The author has taken some knocks for not delving deeply into analyses of Garland’s vocal or acting styles, but hers is a talent of such gut-grabbing directness that it hardly requires or justifies voluminous description. To watch her onscreen or to hear her sing is simply to witness honest and effortlessly articulate renderings of universal human feelings — life, withall its joys and sadnesses, stuck fast in the amber of art. “Good singing is a form of good acting,” he quotes Garland as saying, and there’s a lot of wisdom in that simple statement.
Intuitively intelligent as a performer, Garland was not particularly wise about life. Having been assiduously taken care of since childhood, Garland never learned how to take care of herself, and forever searched for someone to do it for her. She began that quest early, when the scandalous years of drug abuse sanctioned by the MGM machine led to breakdowns and suicide attempts and eventually to a parting with the studio that had more or less been her home for two decades. It’s still astonishing to realize that Garland was not even 30 when she was washed up in Hollywood.
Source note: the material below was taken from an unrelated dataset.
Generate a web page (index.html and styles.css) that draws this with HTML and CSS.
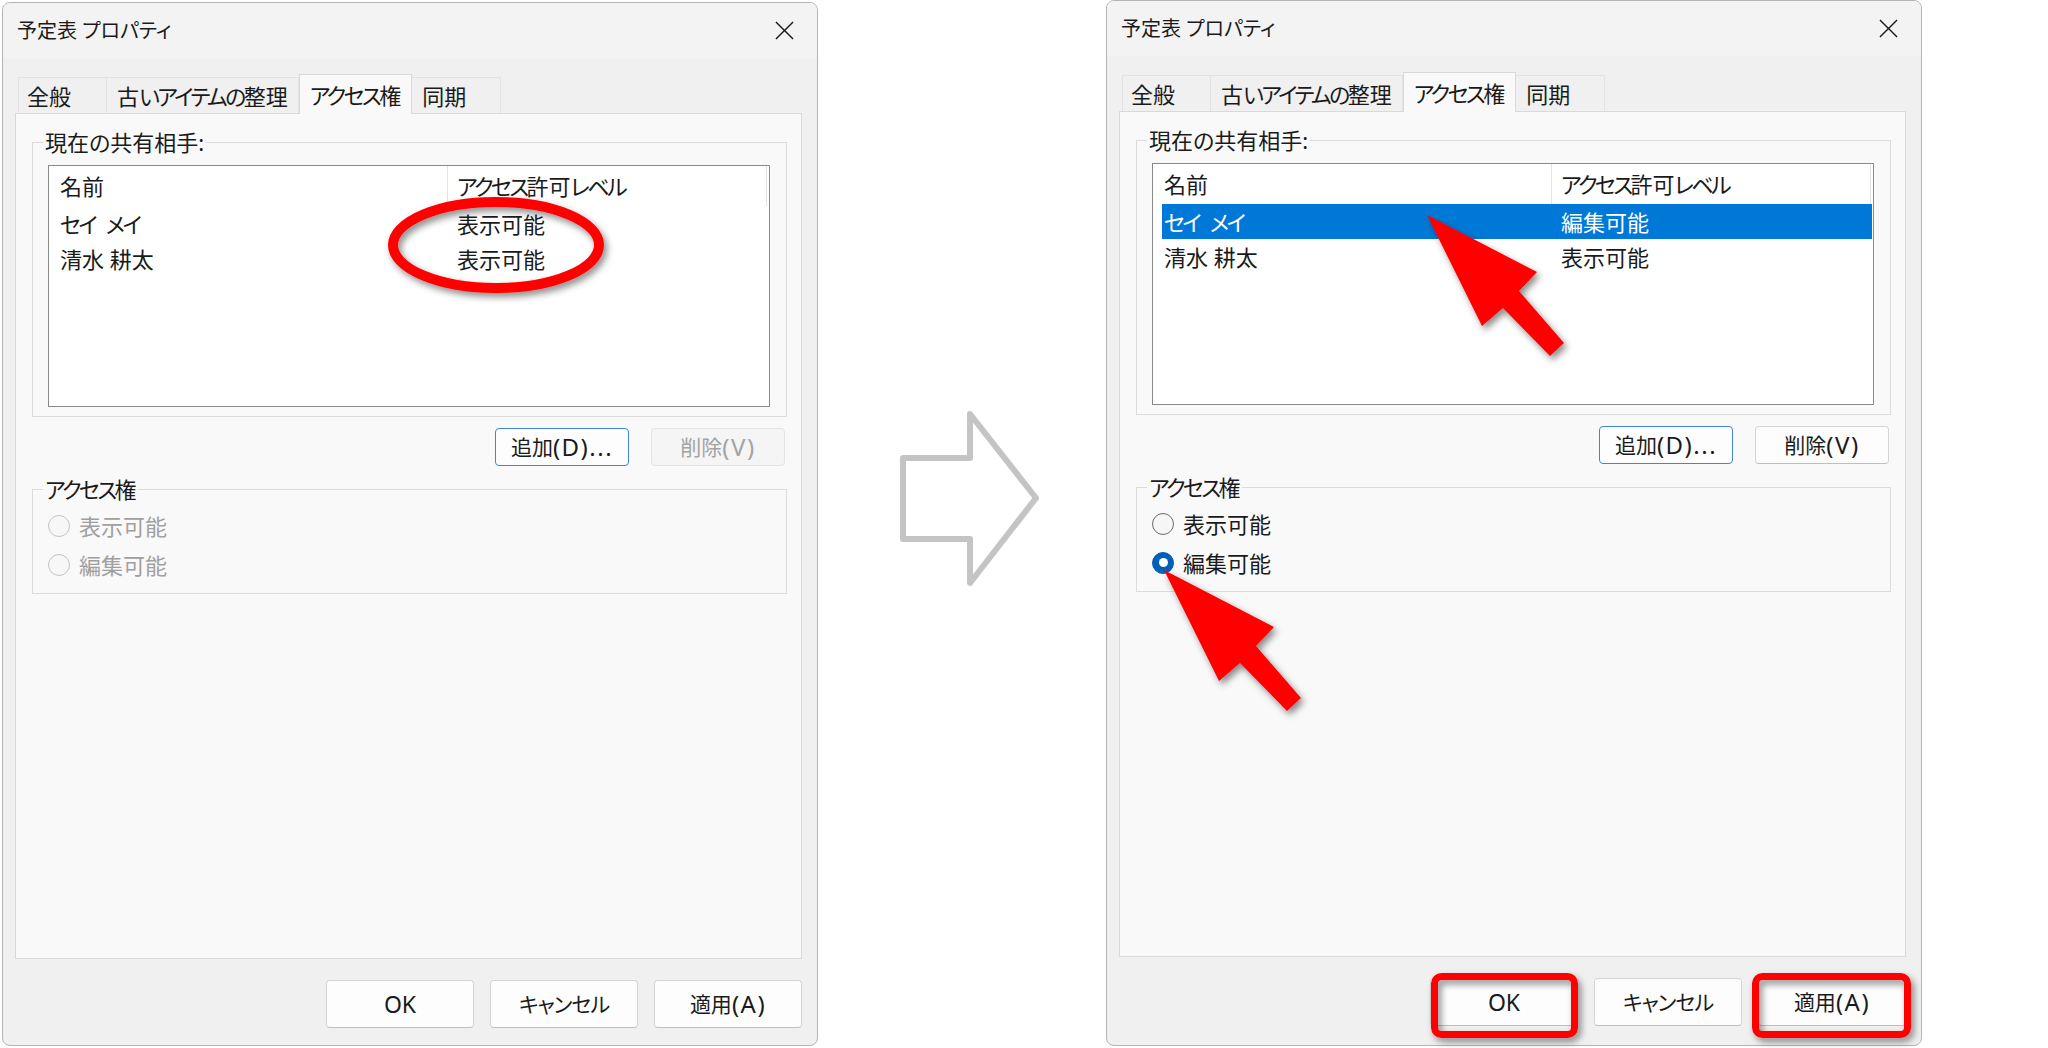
FILE: index.html
```html
<!DOCTYPE html>
<html lang="ja">
<head>
<meta charset="utf-8">
<title>予定表 プロパティ</title>
<link rel="stylesheet" href="styles.css">
</head>
<body>
<div class="page">
  <section class="dialog d1">
    <header class="titlebar">
      <span class="title">予定表 プロパティ</span>
      <svg class="close" viewBox="0 0 20 20"><path d="M1 1L19 19M19 1L1 19"/></svg>
    </header>
    <nav class="tabs">
      <span class="tab">全般</span>
      <span class="tab">古<span class="k">いアイテムの</span>整理</span>
      <span class="tab active"><span class="k">アクセス</span>権</span>
      <span class="tab">同期</span>
    </nav>
    <div class="panel">
      <fieldset class="group share">
        <legend>現在の共有相手:</legend>
        <div class="list">
          <div class="lrow lhead"><span>名前</span><span><span class="k">アクセス</span>許可<span class="k">レベル</span></span></div>
          <div class="lrow"><span class="name"><span class="k">セイ</span> <span class="k">メイ</span></span><span>表示可能</span></div>
          <div class="lrow"><span>清水 耕太</span><span>表示可能</span></div>
        </div>
      </fieldset>
      <div class="actions">
        <button class="btn default">追加<span class="lat">(D)...</span></button>
        <button class="btn" disabled>削除<span class="lat">(V)</span></button>
      </div>
      <fieldset class="group perms disabled">
        <legend><span class="k">アクセス</span>権</legend>
        <label class="opt"><span class="radio"></span>表示可能</label>
        <label class="opt"><span class="radio"></span>編集可能</label>
      </fieldset>
    </div>
    <footer class="footer">
      <button class="btn big"><span class="lat ok">OK</span></button>
      <button class="btn big"><span class="k2">キャンセル</span></button>
      <button class="btn big">適用<span class="lat">(A)</span></button>
    </footer>
  </section>

  <div class="between">
    <svg class="flow-arrow" width="150" height="190" viewBox="0 0 150 190">
      <polygon points="6,52 73,52 73,8 139,92 73,177 73,133 6,133"/>
    </svg>
  </div>

  <section class="dialog d2">
    <header class="titlebar">
      <span class="title">予定表 プロパティ</span>
      <svg class="close" viewBox="0 0 20 20"><path d="M1 1L19 19M19 1L1 19"/></svg>
    </header>
    <nav class="tabs">
      <span class="tab">全般</span>
      <span class="tab">古<span class="k">いアイテムの</span>整理</span>
      <span class="tab active"><span class="k">アクセス</span>権</span>
      <span class="tab">同期</span>
    </nav>
    <div class="panel">
      <fieldset class="group share">
        <legend>現在の共有相手:</legend>
        <div class="list">
          <div class="lrow lhead"><span>名前</span><span><span class="k">アクセス</span>許可<span class="k">レベル</span></span></div>
          <div class="lrow sel"><span class="name"><span class="k">セイ</span> <span class="k">メイ</span></span><span>編集可能</span></div>
          <div class="lrow"><span>清水 耕太</span><span>表示可能</span></div>
        </div>
      </fieldset>
      <div class="actions">
        <button class="btn default">追加<span class="lat">(D)...</span></button>
        <button class="btn">削除<span class="lat">(V)</span></button>
      </div>
      <fieldset class="group perms">
        <legend><span class="k">アクセス</span>権</legend>
        <label class="opt"><span class="radio"></span>表示可能</label>
        <label class="opt"><span class="radio on"></span>編集可能</label>
      </fieldset>
    </div>
    <footer class="footer">
      <button class="btn big"><span class="lat ok">OK</span></button>
      <button class="btn big"><span class="k2">キャンセル</span></button>
      <button class="btn big">適用<span class="lat">(A)</span></button>
    </footer>
  </section>

  <svg class="overlay" width="2048" height="1048" viewBox="0 0 2048 1048">
    <defs>
      <filter id="sh" x="-30%" y="-30%" width="160%" height="160%">
        <feDropShadow dx="3" dy="4" stdDeviation="3.5" flood-color="#000" flood-opacity="0.45"/>
      </filter>
    </defs>
    <ellipse cx="496" cy="245" rx="103" ry="43" fill="none" stroke="#ff0000" stroke-width="10" filter="url(#sh)"/>
    <polygon transform="translate(1427 215)" points="0,0 55,111 76,93 123,141 137,128 92,76 110,57" fill="#ff0000" filter="url(#sh)"/>
    <polygon transform="translate(1164 570)" points="0,0 55,111 76,93 123,141 137,128 92,76 110,57" fill="#ff0000" filter="url(#sh)"/>
    <rect x="1434.5" y="976.5" width="140" height="58" rx="7" fill="none" stroke="#ff0000" stroke-width="7" filter="url(#sh)"/>
    <rect x="1755.5" y="976.5" width="152" height="58" rx="7" fill="none" stroke="#ff0000" stroke-width="7" filter="url(#sh)"/>
  </svg>
</div>
</body>
</html>
```

FILE: styles.css
```css
* { box-sizing: border-box; }
html, body { margin: 0; padding: 0; }
body {
  background: #ffffff;
  font-family: "Noto Sans", "Noto Sans CJK JP", sans-serif;
  font-feature-settings: "palt";
  color: #1a1a1a;
}
.k { letter-spacing: -2.6px; }
.k2 { letter-spacing: -1px; }
.lat { font-size: 24px; letter-spacing: 1.5px; }
.lat.ok { font-size: 23px; letter-spacing: 0; }
.name { word-spacing: 5px; }

.page {
  position: relative;
  width: 2048px;
  height: 1048px;
  display: flex;
  align-items: flex-start;
  overflow: hidden;
}
.dialog {
  flex: none;
  width: 816px;
  height: 1044px;
  margin: 2px 0 0 2px;
  border: 1px solid #b4b4b4;
  border-radius: 8px;
  background: #f0f0f0;
  display: flex;
  flex-direction: column;
  overflow: hidden;
}
.dialog.d2 { margin: 0; height: 1046px; }

.titlebar {
  flex: none;
  height: 55px;
  background: #f3f3f3;
  display: flex;
  align-items: center;
  justify-content: space-between;
  padding: 0 23px 0 14px;
}
.title { font-size: 20px; line-height: 26px; }
.close { width: 19px; height: 19px; fill: none; stroke: #1a1a1a; stroke-width: 1.5; }

.tabs {
  flex: none;
  height: 55px;
  display: flex;
  align-items: flex-end;
  padding-left: 15px;
  position: relative;
  z-index: 1;
}
.tab {
  height: 36px;
  min-width: 89px;
  padding: 0 10px;
  display: flex;
  align-items: center;
  font-size: 22px;
  line-height: 26px;
  white-space: nowrap;
  background: #f0f0f0;
  border: 1px solid #e3e3e3;
  border-bottom: none;
}
.tab:first-child { padding-left: 8px; }
.tab + .tab { border-left: none; }
.tab.active {
  height: 40px;
  margin-bottom: -1px;
  background: #f9f9f9;
  border: 1px solid #d9d9d9;
  border-bottom: none;
}
.tab.active + .tab { border-left: none; }

.panel {
  flex: none;
  height: 846px;
  margin: 0 15px 0 12px;
  background: #f9f9f9;
  border: 1px solid #d9d9d9;
  padding: 15px 14px 0 16px;
}

.group {
  margin: 0;
  min-width: 0;
  padding: 0 16px 9px 15px;
  border: 1px solid #dcdcdc;
}
.group legend {
  padding: 0 2px;
  margin-left: -5px;
  font-size: 22px;
  line-height: 26px;
}

.list {
  margin-top: 10px;
  height: 242px;
  background: #ffffff;
  border: 1px solid #8a8a8a;
  padding: 0 1px 0 9px;
}
.lrow {
  display: grid;
  grid-template-columns: 389px 1fr;
  height: 35px;
  align-items: center;
  font-size: 22px;
  line-height: 26px;
}
.lrow > span { padding-left: 2px; white-space: nowrap; }
.lrow > span + span { padding-left: 10px; }
.lhead { height: 40px; align-items: stretch; }
.lhead > span { display: flex; align-items: center; }
.lhead > span + span {
  padding-left: 9px;
  margin-right: 1px;
  border-left: 1px solid #e3e3e3;
  border-right: 1px solid #e3e3e3;
}
.lrow.sel { background: #0078d7; color: #ffffff; }

.actions {
  display: flex;
  justify-content: flex-end;
  gap: 22px;
  margin-top: 11px;
  padding-right: 2px;
}
.btn {
  font-family: inherit;
  font-feature-settings: "palt";
  font-size: 21px;
  line-height: 26px;
  color: #1a1a1a;
  background: #fdfdfd;
  border: 1px solid #d5d5d5;
  border-bottom-color: #bfbfbf;
  border-radius: 4px;
  padding: 0;
  display: flex;
  align-items: center;
  justify-content: center;
}
.actions .btn { width: 134px; height: 38px; }
.btn.default { border: 1px solid #3f86d4; }
.btn:disabled {
  color: #a3a3a3;
  background: #f5f5f5;
  border-color: #e4e4e4;
}

.perms { margin-top: 10px; padding-bottom: 9px; }
.opt {
  display: flex;
  align-items: center;
  gap: 9px;
  height: 39px;
  font-size: 22px;
  line-height: 26px;
}
.perms legend + .opt { margin-top: 4px; }
.radio {
  flex: none;
  width: 22px;
  height: 22px;
  border: 1.5px solid #6a6a6a;
  border-radius: 50%;
  background: #f6f6f6;
  display: flex;
  align-items: center;
  justify-content: center;
}
.radio.on { background: #005fb8; border-color: #005fb8; }
.radio.on::after {
  content: "";
  width: 9px;
  height: 9px;
  border-radius: 50%;
  background: #ffffff;
}
.perms.disabled .opt { color: #a0a0a0; }
.perms.disabled .radio { border: 1px solid #c4c4c4; background: #f7f7f7; }

.footer {
  flex: 1;
  display: flex;
  justify-content: flex-end;
  align-items: flex-start;
  gap: 16px;
  padding: 21px 15px 0 0;
}
.footer .btn { width: 148px; height: 48px; }

.between {
  flex: none;
  width: 288px;
  padding: 406px 0 0 79px;
}
.flow-arrow { display: block; }
.flow-arrow polygon {
  fill: none;
  stroke: #c4c4c4;
  stroke-width: 6;
  stroke-linejoin: round;
}

.overlay { position: absolute; left: 0; top: 0; pointer-events: none; }
```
The second act of Garland’s life was famously marked by glittering comebacks and squalid slides into emotional and financial chaos. She sang and sang, but the money disappeared almost as quickly as she could make it. The men she relied on to shepherd her through the shifting tides of show business weren’t much help. Garland was married five times, but never very happily. (Clarke points out the weird fact that three generations of women in her family — Judy, her mother Ethel and her daughter Liza — all married gay men, and he even suggests that Garland’s fifth husband, Mark Herron, may have been sleeping with Liza’s husband Peter Allen. Oy!)
Clarke moves speedily through these declining years; you get the sense he finds her downfall as painful to relate as it is to read. Other biographies have spent far more time on the minutiae of her concert career and her hospitalizations, and on her drawn-out battles with Sid Luft, the biggest influence in her late life and the father of two of her children. Clarke, whose book is deeply researched and contains thorough notes, does not make the mistake of insisting on giving us all the information he’s compiled. It often seems to be forgotten these days, but the biographer must also be an editor, and Clarke’s book doesn’t get bogged down in excessive detail.
“Missing from her makeup, to the astonishment of those who marveled at her gifts, was a sense of her own merit,” he writes at one point, and the sad fact still astonishes us, too. So much talent, so little self-esteem: an odd dichotomy that plagues so many performers and artists, even drives them, probably. Performing is an act of love that cannot really be reciprocated, after all — that’s why it can be both so beautiful and so dangerous.